Learning to Build Shapes by Extrusion
We introduce Text Encoded Extrusion (TEE), a text-based representation that expresses mesh construction as sequences of face extrusions rather than polygon lists, and a method for generating 3D meshes from TEE using a large language model (LLM). By learning extrusion sequences that assemble a mesh, similar to the way artists create meshes, our approach naturally supports arbitrary output face counts and produces manifold meshes by design, in contrast to recent transformer-based models. The learnt extrusion sequences can also be applied to existing meshes - enabling editing in addition to generation. To train our model, we decompose a library of quadrilateral meshes with non-self-intersecting face loops into constituent loops, which can be viewed as their building blocks, and finetune an LLM on the steps for reassembling the meshes by performing a sequence of extrusions. We demonstrate that our representation enables reconstruction, novel shape synthesis, and the addition of new features to existing meshes.
💡 Research Summary
The paper introduces a novel approach for generating and editing 3D meshes by representing mesh construction as a sequence of face extrusions encoded in plain text, called Text Encoded Extrusion (TEE). Traditional transformer‑based mesh generators treat vertices and faces as discrete tokens, which leads to excessively long sequences, limited resolution, difficulty handling continuous coordinates, and often produce non‑manifold outputs. In contrast, the authors observe that the geometric operation of extruding a face loop—detaching a patch of faces, duplicating its boundary, and stitching a new loop between the copies—is inherently manifold‑preserving and invertible. By decomposing quadrilateral meshes that satisfy the Face Extrusion Quad (FEQ) constraints (no self‑intersecting or self‑adjacent loops) into a set of non‑overlapping face loops, they construct a directed acyclic graph (DAG) that captures the hierarchical dependencies among extrusions.
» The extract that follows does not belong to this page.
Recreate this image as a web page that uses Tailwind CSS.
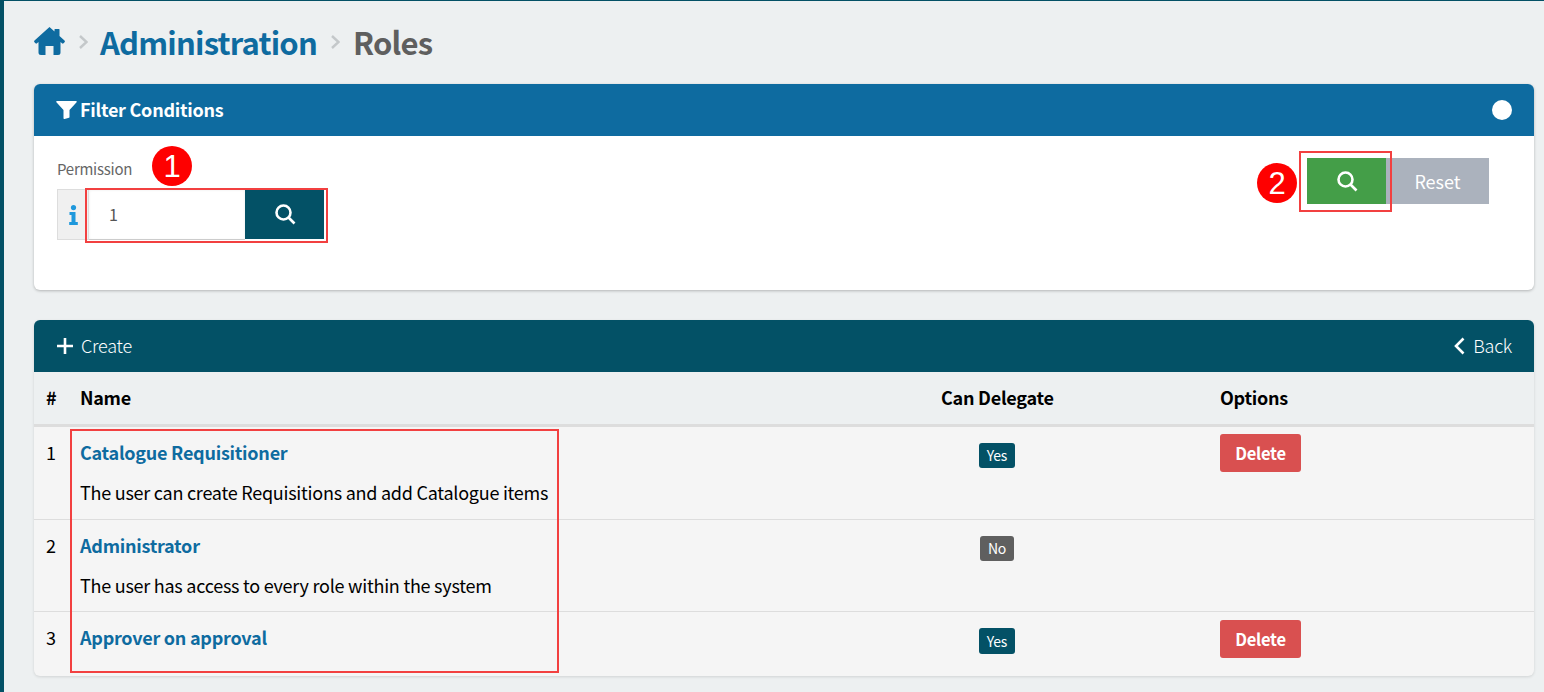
<!DOCTYPE html>
<html>
<head>
    <meta charset="utf-8">
    <title>Roles</title>
    <script src="https://cdn.jsdelivr.net/npm/@tailwindcss/browser@4"></script>
</head>
<body class="bg-[#edf0f1] font-['Noto_Sans_CJK_SC','Noto_Sans',sans-serif] tracking-[-0.25px] text-black overflow-hidden">
<div class="relative h-[692px] w-[1544px] border-l-4 border-t border-[#035166] pl-[30px] pr-[10px]">

    <!-- breadcrumb -->
    <div class="flex h-[83px] items-center pb-[2px] text-[31px] leading-none font-bold tracking-[-0.8px]">
        <svg class="w-[31px] h-[28px] mb-[2px] text-[#0e6ba0]" viewBox="0 0 31 28" fill="currentColor"><path d="M15.5 0 L20.5 4.5 V2.5 Q20.5 2 21 2 H25 Q25.5 2 25.5 2.5 V9 L30.5 13.5 Q31.3 14.4 30.5 15.3 L29.5 16.3 Q28.8 17 28 16.3 L26.5 15 V25.5 Q26.5 28 24 28 H19.5 V19 H11.5 V28 H7 Q4.5 28 4.5 25.5 V15 L3 16.3 Q2.2 17 1.5 16.3 L0.5 15.3 Q-0.3 14.4 0.5 13.5 Z"/></svg>
        <svg class="w-[9px] h-[14px] ml-[14px] mr-[12px] text-[#c4c8ca]" viewBox="0 0 9 14" fill="none" stroke="currentColor" stroke-width="2.4"><path d="M1 1 L7.5 7 L1 13"/></svg>
        <span class="text-[#0e6ba0]">Administration</span>
        <svg class="w-[9px] h-[14px] ml-[14px] mr-[13px] text-[#c4c8ca]" viewBox="0 0 9 14" fill="none" stroke="currentColor" stroke-width="2.4"><path d="M1 1 L7.5 7 L1 13"/></svg>
        <span class="text-[#5f5f5f]">Roles</span>
    </div>

    <!-- filter panel -->
    <section class="h-[206px] rounded-md bg-white shadow-[0_1px_3px_rgba(0,0,0,0.25)]">
        <div class="flex h-[52px] items-center justify-between rounded-t-md bg-[#0e6ba0] pl-[22px] pr-[22px] text-white">
            <div class="flex items-center gap-[3px]">
                <svg class="w-[21px] h-[18px]" viewBox="0 0 21 18" fill="currentColor"><path d="M1 0 H20 Q21.2 0 20.6 1.2 L13.5 9 V16 Q13.5 16.6 13 16.8 L8.6 18 Q7.5 18.2 7.5 17 V9 L0.4 1.2 Q-0.2 0 1 0 Z"/></svg>
                <span class="pb-[2px] text-[18px] leading-none font-bold">Filter Conditions</span>
            </div>
            <span class="h-5 w-5 rounded-full bg-white"></span>
        </div>
        <div class="flex justify-between pl-[23px] pr-[45px]">
            <div>
                <div class="mt-[24px] text-[15px] leading-[18px] text-[#666]">Permission</div>
                <div class="mt-[11px] flex h-[51px]">
                    <div class="flex w-[32px] items-center justify-center border border-[#ddd] bg-[#f0f0f0] text-[#1f98dc]">
                        <svg class="h-[20px] w-[9px]" viewBox="0 0 9 20" fill="currentColor"><circle cx="4.5" cy="2.6" r="2.6"/><path d="M0.5 7 H6.5 V17 H8.8 V20 H0.2 V17 H2.5 V10 H0.5 Z"/></svg>
                    </div>
                    <div class="flex w-[156px] items-center border-b border-[#ccc] bg-white pl-[20px] text-[16px] text-[#555] shadow-[inset_0_1px_3px_rgba(0,0,0,0.08)]">1</div>
                    <button class="flex h-[50px] w-[79px] items-center justify-center bg-[#035166] text-white">
                        <svg class="h-[22px] w-[22px]" viewBox="0 0 22 22" fill="none" stroke="currentColor" stroke-width="2.6"><circle cx="9.5" cy="9.5" r="7"/><path d="M14.5 14.5 L20.5 20.5"/></svg>
                    </button>
                </div>
            </div>
            <div class="mt-[22px] flex h-[46px]">
                <button class="flex w-[79px] items-center justify-center bg-[#449e48] text-white">
                    <svg class="h-[22px] w-[22px]" viewBox="0 0 22 22" fill="none" stroke="currentColor" stroke-width="2.6"><circle cx="9.5" cy="9.5" r="7"/><path d="M14.5 14.5 L20.5 20.5"/></svg>
                </button>
                <button class="w-[103px] bg-[#abb2bd] pb-[1px] text-[18px] leading-none tracking-normal text-white">Reset</button>
            </div>
        </div>
    </section>

    <!-- roles panel -->
    <section class="mt-[30px] h-[356px] rounded-md bg-[#f5f5f5] shadow-[0_1px_3px_rgba(0,0,0,0.12)]">
        <div class="flex h-[52px] items-center justify-between rounded-t-md bg-[#035166] pl-[23px] pr-[22px] text-[18px] leading-none text-white font-light">
            <div class="flex items-center gap-[8px]">
                <svg class="h-[16px] w-[16px]" viewBox="0 0 16 16" stroke="currentColor" stroke-width="2.6"><path d="M8 0 V16 M0 8 H16"/></svg>
                <span class="pb-[2px]">Create</span>
            </div>
            <div class="flex items-center gap-[8px]">
                <svg class="h-[18px] w-[11px]" viewBox="0 0 11 18" fill="none" stroke="currentColor" stroke-width="2.6"><path d="M9.5 1.5 L2 9 L9.5 16.5"/></svg>
                <span class="pb-[2px]">Back</span>
            </div>
        </div>

        <div class="grid h-[55px] grid-cols-[34px_861px_279px_1fr] border-b-[3px] border-[#ddd] bg-[#edf0f1] text-[18px] leading-[50px] font-bold">
            <div class="pl-3">#</div>
            <div class="pl-3">Name</div>
            <div class="pl-3">Can Delegate</div>
            <div class="pl-3">Options</div>
        </div>

        <div class="grid h-[93px] grid-cols-[34px_861px_279px_1fr] border-b border-[#ddd] text-[18px]">
            <div class="pl-3 pt-[13px] leading-[24px]">1</div>
            <div class="pl-3 pt-[13px] leading-[24px]">
                <a class="font-bold text-[#0e6ba0]">Catalogue Requisitioner</a>
                <p class="mt-[16px]">The user can create Requisitions and add Catalogue items</p>
            </div>
            <div class="pl-3 pt-[16px]">
                <div class="flex w-[112px] justify-center">
                    <span class="h-[25px] rounded-[3px] bg-[#035166] px-[8px] text-[14px] leading-[25px] text-white">Yes</span>
                </div>
            </div>
            <div class="pl-3 pt-[7px]">
                <button class="h-[38px] w-[81px] rounded-[3px] bg-[#d95050] text-[16.5px] leading-none font-bold text-white">Delete</button>
            </div>
        </div>

        <div class="grid h-[92px] grid-cols-[34px_861px_279px_1fr] border-b border-[#ddd] text-[18px]">
            <div class="pl-3 pt-[13px] leading-[24px]">2</div>
            <div class="pl-3 pt-[13px] leading-[24px]">
                <a class="font-bold text-[#0e6ba0]">Administrator</a>
                <p class="mt-[16px]">The user has access to every role within the system</p>
            </div>
            <div class="pl-3 pt-[16px]">
                <div class="flex w-[112px] justify-center">
                    <span class="h-[25px] rounded-[3px] bg-[#5f5f5f] px-[8px] text-[14px] leading-[25px] text-white">No</span>
                </div>
            </div>
            <div></div>
        </div>

        <div class="grid h-[64px] grid-cols-[34px_861px_279px_1fr] text-[18px]">
            <div class="pl-3 pt-[13px] leading-[24px]">3</div>
            <div class="pl-3 pt-[13px] leading-[24px]">
                <a class="font-bold text-[#0e6ba0]">Approver on approval</a>
            </div>
            <div class="pl-3 pt-[16px]">
                <div class="flex w-[112px] justify-center">
                    <span class="h-[26px] rounded-[3px] bg-[#035166] px-[8px] text-[14px] leading-[26px] text-white">Yes</span>
                </div>
            </div>
            <div class="pl-3 pt-[8px]">
                <button class="h-[38px] w-[81px] rounded-[3px] bg-[#d95050] text-[16.5px] leading-none font-bold text-white">Delete</button>
            </div>
        </div>
    </section>

    <!-- screenshot annotations -->
    <div class="absolute left-[148px] top-[145px] flex h-10 w-10 items-center justify-center rounded-full bg-[#fe0000] font-['Liberation_Sans',sans-serif] text-[31px] leading-none text-white">1</div>
    <div class="absolute left-[1253px] top-[162px] flex h-10 w-10 items-center justify-center rounded-full bg-[#fe0000] font-['Liberation_Sans',sans-serif] text-[31px] leading-none text-white">2</div>
    <div class="absolute left-[81px] top-[187px] h-[55px] w-[243px] border-2 border-[#f24040]"></div>
    <div class="absolute left-[1295px] top-[150px] h-[61px] w-[93px] border-2 border-[#f24040]"></div>
    <div class="absolute left-[66px] top-[428px] h-[244px] w-[489px] border-2 border-[#f24040]"></div>
</div>
</body>
</html>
Each extrusion is described by three textual components: (1) a geometric description of the base patch, (2) references to previously performed extrusions that provide the necessary faces, and (3) a closed curve (expressed in a 2D harmonic parameterization of the patch) that delineates the region to be extruded. These components are concatenated into a human‑readable string, forming the TEE representation of the entire mesh. The authors generate many possible topological orderings of the DAG to increase training diversity, and they further cluster similar extrusions using K‑means on vertex positions, replacing each cluster with a representative extrusion token.
The TEE strings are then used to fine‑tune a large language model (LLM), specifically a variant of LLaMA, enabling the model to predict the next extrusion token given the previous context. Because the LLM operates on text, it can handle arbitrary numbers of extrusions without a fixed context window, and it naturally outputs continuous geometric parameters embedded in the textual description. During inference, the predicted TEE sequence is parsed back into geometric data, the harmonic maps are recomputed for each base patch, and the extrusions are applied sequentially to reconstruct a full mesh.
The authors evaluate their method on two newly released quadrilateral datasets derived from DF‑AUST (human upper bodies) and MANO (hand models). Compared against recent transformer‑based mesh generators such as LegoGPT, MeshGPT, and MeshXL, their LoopGPT system demonstrates several key advantages: (i) guaranteed manifoldness by construction, (ii) no upper bound on face count, allowing high‑resolution outputs, (iii) ability to represent sharp features and thin structures because vertex coordinates are continuous, and (iv) support for feature completion and editing—new extrusions can be added to an existing mesh to augment or modify it. Qualitative results show diverse, plausible shapes generated from a fine‑tuned LLM, as well as successful addition of user‑specified features to pre‑existing meshes.
In summary, the paper presents a compelling framework that leverages the expressive power of large language models for 3D geometry creation. By translating extrusion operations into a textual language, the method sidesteps the token‑length bottleneck of traditional transformers, preserves topological correctness, and opens the door to interactive mesh editing within the same generative pipeline. Future work may extend the approach to non‑quadrilateral meshes, meshes with arbitrary genus, and conditional generation guided by natural‑language prompts or other modalities.